» Direction: From the listing below, return each line that includes "React".

» Stored data:
══════════

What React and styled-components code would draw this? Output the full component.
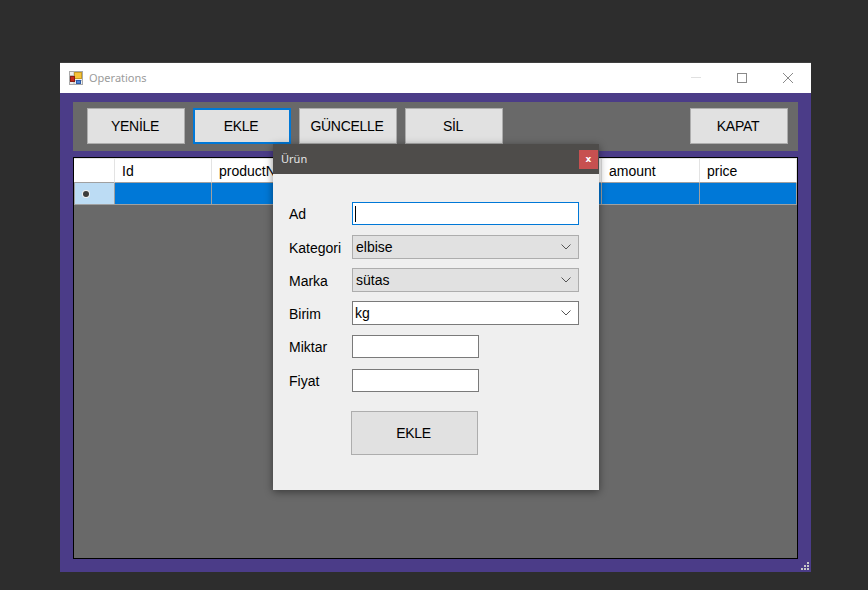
import React from 'react';
import styled, { createGlobalStyle } from 'styled-components';

const GlobalStyle = createGlobalStyle`
  html, body {
    margin: 0;
    background: #2d2d2d;
  }
  * {
    box-sizing: border-box;
  }
`;

const Page = styled.div`
  width: 868px;
  height: 590px;
  padding: 63px 0 0 60px;
  overflow: hidden;
  font-family: "Liberation Sans", Arial, sans-serif;
  font-size: 14px;
  color: #000;
`;

const Window = styled.div`
  position: relative;
  display: flex;
  flex-direction: column;
  width: 751px;
  height: 509px;
  background: #4b3c88;
  box-shadow: 0 -1px 0 #3f3f3f;
`;

const TitleBar = styled.div`
  display: flex;
  align-items: center;
  flex: 0 0 30px;
  padding-left: 9px;
  background: #fff;
`;

const TitleText = styled.span`
  margin: -2px 0 0 6px;
  font-family: "Noto Sans", "Open Sans", sans-serif;
  font-size: 11px;
  color: #9b9b9b;
`;

const WinButtons = styled.div`
  display: flex;
  margin-left: auto;
`;

const WinButton = styled.div`
  display: flex;
  align-items: center;
  justify-content: center;
  width: 46px;
  height: 30px;
`;

const Content = styled.div`
  display: flex;
  flex-direction: column;
  flex: 1;
  gap: 6px;
  padding: 9px 13px 13px;
`;

const Toolbar = styled.div`
  display: flex;
  gap: 8px;
  flex: 0 0 49px;
  padding: 6px 10px 7px 14px;
  background: #696969;
`;

const ToolButton = styled.div`
  display: flex;
  align-items: center;
  justify-content: center;
  width: ${p => p.$width || 98}px;
  height: 36px;
  padding-right: 2px;
  margin-left: ${p => (p.$right ? 'auto' : '0')};
  letter-spacing: -0.3px;
  background: #e1e1e1;
  border: ${p => (p.$focused ? '2px solid #0078d7' : '1px solid #adadad')};
`;

const Grid = styled.div`
  flex: 1;
  background: #696969;
  border: 1px solid #000;
`;

const GridRow = styled.div`
  display: grid;
  grid-template-columns: 41px repeat(3, 97px) 97px 99px 98px 1fr;
  height: ${p => p.$height}px;
`;

const HeaderCell = styled.div`
  display: flex;
  align-items: center;
  padding-left: 7px;
  padding-top: 1px;
  background: #fff;
  border-top: 1px solid #e3e3e3;
  border-right: 1px solid #e3e3e3;
  border-bottom: 1px solid #a0a0a0;
`;

const RowHeader = styled.div`
  display: flex;
  align-items: center;
  padding-left: 8px;
  background: #bcdcf4;
  border: 1px solid #a0a0a0;
  border-top: 0;
`;

const RowMark = styled.div`
  width: 6px;
  height: 6px;
  border-radius: 50%;
  background: #3c3c3c;
  box-shadow: 0 0 0 1px #eee;
`;

const DataCell = styled.div`
  background: #0078d7;
  border-right: 1px solid #a0a0a0;
  border-bottom: 1px solid #a0a0a0;
`;

const Grip = styled.svg`
  position: absolute;
  right: 1px;
  bottom: 1px;
`;

const Dialog = styled.div`
  position: absolute;
  left: 213px;
  top: 81px;
  display: flex;
  flex-direction: column;
  width: 326px;
  height: 346px;
  background: #efefef;
  box-shadow: 0 2px 8px rgba(0, 0, 0, 0.45);
`;

const DialogBar = styled.div`
  display: flex;
  align-items: center;
  justify-content: space-between;
  flex: 0 0 30px;
  padding: 0 1px 2px 8px;
  background: #4e4c4a;
  color: #e6e6e6;
  font-family: "Noto Sans", "Open Sans", sans-serif;
  font-size: 11px;
`;

const CloseButton = styled.div`
  display: flex;
  align-items: center;
  justify-content: center;
  width: 19px;
  height: 19px;
  margin-top: 2px;
  background: #c75050;
  color: #fff;
  font-family: "DejaVu Sans", sans-serif;
  font-size: 9px;
  font-weight: 700;
`;

const Form = styled.div`
  display: flex;
  flex-direction: column;
  padding: 28px 0 0 16px;
`;

const FormRow = styled.div`
  display: flex;
  align-items: center;
  height: ${p => p.$height || 24}px;
  margin-bottom: ${p => p.$gap ?? 9}px;
`;

const Label = styled.div`
  width: 63px;
  padding-top: ${p => (p.$raised ? 0 : 2)}px;
`;

const TextBox = styled.div`
  display: flex;
  align-items: center;
  width: ${p => p.$width}px;
  height: 100%;
  padding-left: 2px;
  background: #fff;
  border: 1px solid ${p => (p.$focused ? '#0078d7' : '#7a7a7a')};
`;

const Caret = styled.div`
  width: 1px;
  height: 16px;
  background: #000;
`;

const Combo = styled.div`
  display: flex;
  align-items: center;
  justify-content: space-between;
  width: 227px;
  height: 100%;
  padding: 0 7px 0 ${p => (p.$editable ? 2 : 3)}px;
  background: ${p => (p.$editable ? '#fff' : '#e1e1e1')};
  border: 1px solid ${p => (p.$editable ? '#7a7a7a' : '#adadad')};
`;

const SubmitButton = styled.div`
  display: flex;
  align-items: center;
  justify-content: center;
  width: 127px;
  height: 44px;
  margin: 10px 0 0 62px;
  padding-right: 2px;
  letter-spacing: -0.3px;
  background: #e1e1e1;
  border: 1px solid #adadad;
`;

const AppIcon = () => (
  <svg width="14" height="14" viewBox="0 0 14 14">
    <rect x="0.5" y="0.5" width="13" height="13" fill="#eeeeee" stroke="#a8a8a8" />
    <path d="M5 0.5 V13.5 M0.5 4.5 H5 M0.5 10.5 H5 M5 9.5 H13.5" stroke="#b8b8b8" fill="none" />
    <rect x="5.5" y="1.5" width="7" height="6" fill="#f6c33a" stroke="#c79a22" />
    <rect x="1.5" y="5.5" width="4" height="5" fill="#c62a1e" stroke="#8a1d14" />
    <rect x="7.5" y="9.5" width="4" height="3" fill="#4f86d8" stroke="#2d5ba8" />
  </svg>
);

const Chevron = () => (
  <svg width="10" height="6" viewBox="0 0 10 6">
    <path d="M0.5 0.5 L5 5 L9.5 0.5" fill="none" stroke="#555" strokeWidth="1" />
  </svg>
);

const columns = ['Id', 'productName', 'categoryId', 'brandId', 'unitId', 'amount', 'price'];

export default function App() {
  return (
    <Page>
      <GlobalStyle />
      <Window>
        <TitleBar>
          <AppIcon />
          <TitleText>Operations</TitleText>
          <WinButtons>
            <WinButton>
              <svg width="10" height="10" viewBox="0 0 10 10">
                <path d="M0 4.5 H10" stroke="#e0e0e0" />
              </svg>
            </WinButton>
            <WinButton>
              <svg width="10" height="10" viewBox="0 0 10 10">
                <rect x="0.5" y="0.5" width="9" height="9" fill="none" stroke="#8a8a8a" />
              </svg>
            </WinButton>
            <WinButton>
              <svg width="10" height="10" viewBox="0 0 10 10">
                <path d="M0 0 L10 10 M10 0 L0 10" stroke="#8a8a8a" />
              </svg>
            </WinButton>
          </WinButtons>
        </TitleBar>
        <Content>
          <Toolbar>
            <ToolButton>YENİLE</ToolButton>
            <ToolButton $focused>EKLE</ToolButton>
            <ToolButton>GÜNCELLE</ToolButton>
            <ToolButton>SİL</ToolButton>
            <ToolButton $right>KAPAT</ToolButton>
          </Toolbar>
          <Grid>
            <GridRow $height={25}>
              <HeaderCell />
              {columns.map(name => (
                <HeaderCell key={name}>{name}</HeaderCell>
              ))}
            </GridRow>
            <GridRow $height={22}>
              <RowHeader>
                <RowMark />
              </RowHeader>
              {columns.map(name => (
                <DataCell key={name} />
              ))}
            </GridRow>
          </Grid>
        </Content>
        <Grip width="9" height="9" viewBox="0 0 9 9">
          <path d="M6 0h2v2H6zM3 3h2v2H3zM6 3h2v2H6zM0 6h2v2H0zM3 6h2v2H3zM6 6h2v2H6z" fill="#c8c8c8" />
        </Grip>
        <Dialog>
          <DialogBar>
            <span>Ürün</span>
            <CloseButton>x</CloseButton>
          </DialogBar>
          <Form>
            <FormRow $gap={10} $height={23}>
              <Label $raised>Ad</Label>
              <TextBox $width={227} $focused>
                <Caret />
              </TextBox>
            </FormRow>
            <FormRow>
              <Label>Kategori</Label>
              <Combo>
                elbise
                <Chevron />
              </Combo>
            </FormRow>
            <FormRow>
              <Label>Marka</Label>
              <Combo>
                sütas
                <Chevron />
              </Combo>
            </FormRow>
            <FormRow $gap={10}>
              <Label>Birim</Label>
              <Combo $editable>
                kg
                <Chevron />
              </Combo>
            </FormRow>
            <FormRow $gap={11} $height={23}>
              <Label $raised>Miktar</Label>
              <TextBox $width={127} />
            </FormRow>
            <FormRow $gap={9} $height={23}>
              <Label $raised>Fiyat</Label>
              <TextBox $width={127} />
            </FormRow>
            <SubmitButton>EKLE</SubmitButton>
          </Form>
        </Dialog>
      </Window>
    </Page>
  );
}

══════════

» Answer:
What React and styled-components code would draw this? Output the full component.
import React from 'react';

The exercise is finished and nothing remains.